>> START Dataset extract

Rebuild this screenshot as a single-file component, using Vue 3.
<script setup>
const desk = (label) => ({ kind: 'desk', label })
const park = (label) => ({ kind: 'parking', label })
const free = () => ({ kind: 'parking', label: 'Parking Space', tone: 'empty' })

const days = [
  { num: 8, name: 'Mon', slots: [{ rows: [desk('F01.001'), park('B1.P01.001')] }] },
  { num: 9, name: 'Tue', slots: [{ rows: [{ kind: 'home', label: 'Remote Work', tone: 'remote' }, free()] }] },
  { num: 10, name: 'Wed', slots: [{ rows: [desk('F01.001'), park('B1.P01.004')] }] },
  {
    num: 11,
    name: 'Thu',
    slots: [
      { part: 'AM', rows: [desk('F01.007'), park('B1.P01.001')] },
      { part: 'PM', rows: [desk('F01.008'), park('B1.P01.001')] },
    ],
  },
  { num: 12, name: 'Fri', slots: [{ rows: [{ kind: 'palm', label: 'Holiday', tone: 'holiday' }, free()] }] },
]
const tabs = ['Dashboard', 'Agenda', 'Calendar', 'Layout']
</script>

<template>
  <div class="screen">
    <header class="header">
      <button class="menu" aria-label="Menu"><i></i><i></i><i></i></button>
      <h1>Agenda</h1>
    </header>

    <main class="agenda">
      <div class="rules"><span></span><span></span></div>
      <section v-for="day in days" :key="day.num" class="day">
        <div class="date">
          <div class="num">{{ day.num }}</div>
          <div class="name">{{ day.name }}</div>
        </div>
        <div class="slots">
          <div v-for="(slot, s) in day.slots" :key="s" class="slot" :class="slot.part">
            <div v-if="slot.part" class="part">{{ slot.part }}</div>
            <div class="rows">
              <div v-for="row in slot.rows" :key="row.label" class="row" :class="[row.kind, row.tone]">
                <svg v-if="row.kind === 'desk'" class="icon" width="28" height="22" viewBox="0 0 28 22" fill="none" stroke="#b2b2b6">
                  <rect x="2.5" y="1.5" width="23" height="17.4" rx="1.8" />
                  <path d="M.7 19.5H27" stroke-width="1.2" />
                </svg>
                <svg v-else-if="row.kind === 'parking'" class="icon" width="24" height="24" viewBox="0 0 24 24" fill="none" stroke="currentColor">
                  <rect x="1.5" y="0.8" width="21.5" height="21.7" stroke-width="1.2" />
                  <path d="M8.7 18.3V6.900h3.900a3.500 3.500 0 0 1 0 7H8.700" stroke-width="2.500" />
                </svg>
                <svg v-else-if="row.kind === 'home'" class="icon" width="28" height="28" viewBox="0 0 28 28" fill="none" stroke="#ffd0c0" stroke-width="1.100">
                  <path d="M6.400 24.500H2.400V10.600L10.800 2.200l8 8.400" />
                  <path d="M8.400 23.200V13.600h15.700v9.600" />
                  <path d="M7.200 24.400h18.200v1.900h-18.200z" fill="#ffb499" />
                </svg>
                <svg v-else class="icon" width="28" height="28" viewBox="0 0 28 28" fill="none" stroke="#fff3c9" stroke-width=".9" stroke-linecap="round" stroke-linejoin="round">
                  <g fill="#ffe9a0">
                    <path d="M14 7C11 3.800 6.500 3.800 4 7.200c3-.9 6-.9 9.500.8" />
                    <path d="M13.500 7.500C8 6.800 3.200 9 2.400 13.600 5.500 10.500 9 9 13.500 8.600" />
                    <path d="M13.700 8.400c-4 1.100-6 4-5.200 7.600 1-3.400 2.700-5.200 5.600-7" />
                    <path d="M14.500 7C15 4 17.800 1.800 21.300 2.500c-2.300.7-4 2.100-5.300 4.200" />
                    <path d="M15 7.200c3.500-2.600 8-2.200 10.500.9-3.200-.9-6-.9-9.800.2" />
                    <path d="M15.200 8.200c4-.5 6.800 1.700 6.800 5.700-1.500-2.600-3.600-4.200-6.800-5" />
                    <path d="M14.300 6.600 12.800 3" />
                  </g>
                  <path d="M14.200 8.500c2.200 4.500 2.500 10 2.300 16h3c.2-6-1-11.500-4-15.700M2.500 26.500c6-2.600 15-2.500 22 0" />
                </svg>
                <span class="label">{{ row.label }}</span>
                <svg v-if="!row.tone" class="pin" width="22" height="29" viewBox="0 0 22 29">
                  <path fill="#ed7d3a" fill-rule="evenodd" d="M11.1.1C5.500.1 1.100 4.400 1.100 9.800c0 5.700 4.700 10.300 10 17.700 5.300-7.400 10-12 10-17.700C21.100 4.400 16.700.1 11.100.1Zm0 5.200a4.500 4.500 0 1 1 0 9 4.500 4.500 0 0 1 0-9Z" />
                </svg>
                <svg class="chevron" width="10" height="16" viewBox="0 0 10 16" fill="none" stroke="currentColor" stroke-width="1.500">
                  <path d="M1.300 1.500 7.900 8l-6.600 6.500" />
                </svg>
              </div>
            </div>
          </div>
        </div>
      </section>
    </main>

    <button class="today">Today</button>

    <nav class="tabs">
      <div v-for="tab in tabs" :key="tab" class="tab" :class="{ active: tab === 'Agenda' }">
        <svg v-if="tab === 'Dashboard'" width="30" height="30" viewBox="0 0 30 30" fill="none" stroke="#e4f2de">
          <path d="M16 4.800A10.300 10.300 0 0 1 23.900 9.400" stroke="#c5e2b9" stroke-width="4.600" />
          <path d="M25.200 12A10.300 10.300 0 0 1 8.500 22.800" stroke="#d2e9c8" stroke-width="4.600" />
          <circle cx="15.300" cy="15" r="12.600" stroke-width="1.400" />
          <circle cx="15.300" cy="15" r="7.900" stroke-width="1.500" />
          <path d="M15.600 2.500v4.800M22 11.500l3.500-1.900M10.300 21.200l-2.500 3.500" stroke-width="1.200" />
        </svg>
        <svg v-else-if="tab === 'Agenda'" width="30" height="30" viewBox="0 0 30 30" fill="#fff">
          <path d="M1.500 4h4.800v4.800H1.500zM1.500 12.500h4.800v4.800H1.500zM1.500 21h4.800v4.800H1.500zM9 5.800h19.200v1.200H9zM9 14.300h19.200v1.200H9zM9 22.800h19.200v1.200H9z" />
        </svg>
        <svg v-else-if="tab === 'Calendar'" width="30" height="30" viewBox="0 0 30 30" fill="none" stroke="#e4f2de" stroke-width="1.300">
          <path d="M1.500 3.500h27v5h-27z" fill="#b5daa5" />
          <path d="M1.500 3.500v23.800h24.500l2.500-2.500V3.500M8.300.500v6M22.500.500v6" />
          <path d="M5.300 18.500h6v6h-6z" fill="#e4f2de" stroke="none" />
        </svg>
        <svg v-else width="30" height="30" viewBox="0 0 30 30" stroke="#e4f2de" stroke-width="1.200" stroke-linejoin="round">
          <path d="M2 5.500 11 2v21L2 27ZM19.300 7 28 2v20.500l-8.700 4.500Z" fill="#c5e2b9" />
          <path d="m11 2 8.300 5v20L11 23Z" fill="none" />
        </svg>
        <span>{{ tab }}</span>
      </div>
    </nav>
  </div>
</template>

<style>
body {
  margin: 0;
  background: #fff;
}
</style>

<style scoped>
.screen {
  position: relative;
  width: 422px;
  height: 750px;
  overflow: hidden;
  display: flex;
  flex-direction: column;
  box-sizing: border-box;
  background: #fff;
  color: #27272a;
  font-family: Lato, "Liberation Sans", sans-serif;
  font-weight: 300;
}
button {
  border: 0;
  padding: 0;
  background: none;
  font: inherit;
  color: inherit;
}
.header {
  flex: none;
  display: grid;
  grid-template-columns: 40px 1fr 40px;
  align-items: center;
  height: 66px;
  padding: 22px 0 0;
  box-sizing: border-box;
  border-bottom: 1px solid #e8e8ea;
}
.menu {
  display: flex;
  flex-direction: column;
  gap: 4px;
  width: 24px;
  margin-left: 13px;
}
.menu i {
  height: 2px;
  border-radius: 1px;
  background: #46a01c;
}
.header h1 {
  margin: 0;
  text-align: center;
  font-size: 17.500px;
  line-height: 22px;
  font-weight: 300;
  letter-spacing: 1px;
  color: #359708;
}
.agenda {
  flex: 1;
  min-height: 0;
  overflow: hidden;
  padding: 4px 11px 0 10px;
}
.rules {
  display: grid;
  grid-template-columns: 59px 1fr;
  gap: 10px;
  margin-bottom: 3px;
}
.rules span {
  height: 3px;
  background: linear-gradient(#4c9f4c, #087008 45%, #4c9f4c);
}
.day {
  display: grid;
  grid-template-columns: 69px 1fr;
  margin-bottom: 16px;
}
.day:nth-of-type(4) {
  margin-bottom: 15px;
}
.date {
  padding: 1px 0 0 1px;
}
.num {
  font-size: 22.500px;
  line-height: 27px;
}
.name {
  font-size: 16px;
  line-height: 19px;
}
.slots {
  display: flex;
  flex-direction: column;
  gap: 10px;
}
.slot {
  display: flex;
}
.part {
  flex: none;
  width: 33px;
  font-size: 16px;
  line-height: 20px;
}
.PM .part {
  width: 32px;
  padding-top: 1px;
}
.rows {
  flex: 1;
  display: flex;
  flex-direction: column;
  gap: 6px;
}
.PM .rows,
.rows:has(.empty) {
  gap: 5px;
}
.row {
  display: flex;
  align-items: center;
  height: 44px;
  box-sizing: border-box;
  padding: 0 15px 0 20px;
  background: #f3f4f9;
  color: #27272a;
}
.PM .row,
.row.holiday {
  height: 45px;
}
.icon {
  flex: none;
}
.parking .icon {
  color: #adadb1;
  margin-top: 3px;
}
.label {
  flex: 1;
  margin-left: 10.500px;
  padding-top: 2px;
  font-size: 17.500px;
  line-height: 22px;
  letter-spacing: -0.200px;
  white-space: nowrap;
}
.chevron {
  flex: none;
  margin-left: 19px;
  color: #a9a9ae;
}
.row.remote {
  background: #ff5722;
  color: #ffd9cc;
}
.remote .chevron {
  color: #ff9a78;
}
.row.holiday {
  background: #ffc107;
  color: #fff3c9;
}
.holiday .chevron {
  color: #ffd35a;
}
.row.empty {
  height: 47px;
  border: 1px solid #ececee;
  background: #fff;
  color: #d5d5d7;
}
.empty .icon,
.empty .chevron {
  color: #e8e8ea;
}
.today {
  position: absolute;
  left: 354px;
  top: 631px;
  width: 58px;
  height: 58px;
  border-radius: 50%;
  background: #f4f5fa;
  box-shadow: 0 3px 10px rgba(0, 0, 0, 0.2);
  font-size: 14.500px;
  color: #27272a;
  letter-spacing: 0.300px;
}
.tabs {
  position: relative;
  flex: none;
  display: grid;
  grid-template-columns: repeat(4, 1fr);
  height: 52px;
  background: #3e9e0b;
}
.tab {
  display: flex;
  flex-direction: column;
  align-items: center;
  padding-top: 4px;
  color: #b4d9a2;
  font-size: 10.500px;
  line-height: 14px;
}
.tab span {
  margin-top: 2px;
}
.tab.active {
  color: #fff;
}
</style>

>> END Dataset extract

[Goal]
From the first line above through the line that contains "const free = ()", quote each line exactly. Output nothing more.

[Output]
Rebuild this screenshot as a single-file component, using Vue 3.
<script setup>
const desk = (label) => ({ kind: 'desk', label })
const park = (label) => ({ kind: 'parking', label })
const free = () => ({ kind: 'parking', label: 'Parking Space', tone: 'empty' })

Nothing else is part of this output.